Com isso, os homens têm a oportunidade de se implicarem mais com o desenvolvimento dos seus filhos, de compreender as demandas que existem com a chegada de um bebê e, assim, ter uma relação de maior parceria com suas mulheres. 20 dias parecem pouco, mas farão uma enorme diferença. E podem ser a semente de ampliações na licença paternidade.”
Formação
“Os profissionais que lidam diretamente com as crianças, em especial os professores, têm uma formação voltada para este segmento. No entanto, há muito o que avançar nessa área.
A intenção é que seja uma formação mais integrada, que o professor não olhe para a criança nessa etapa como um aluno apenas. É preciso que ele saiba identificar situações emocionais, necessidade de cuidados de saúde da criança, saiba estabelecer uma relação de afeto, enxergue toda a potência que a criança tem.
Para isso, é necessária uma formação mais holística, na qual, do ponto de vista da saúde, por exemplo, sejam abordadas a questão emocional, a questão afetiva, as questões relativas às relações do bebê. Que permita que o professor possa entender questões de saúde, de relações familiares, de aspectos que extrapolam o limite dos muros da instituição de Educação Infantil.

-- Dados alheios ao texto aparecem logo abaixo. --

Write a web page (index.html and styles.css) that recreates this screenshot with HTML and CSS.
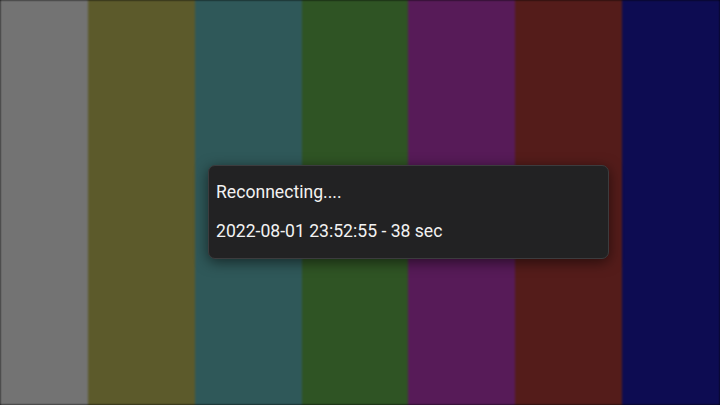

A nova lei demanda também que todos os profissionais que lidam com a Primeira Infância, na área da proteção, na área do cuidado, na área da saúde, educação, lazer, cultura, entre outras, tenham uma formação voltada para a integridade desse ser, que tem especificidades de sua faixa etária, as quais se distinguem das dos adultos e das crianças maiores.
Para que isso se cumpra, está previsto a formação de comissões setoriais em todas as instâncias administrativas: municipal, estadual e federal. Ao se promover a formação dessas comissões, dar-se-ia a possibilidade ao profissional que as comporá de entrarem em contato com representantes de áreas distintas, o que naturalmente estabelece um processo de intercâmbio, sendo assim um instrumento eficiente para aproximá-las, para que seus componentes não enxerguem mais a criança só pelo olhar de sua área de atuação.”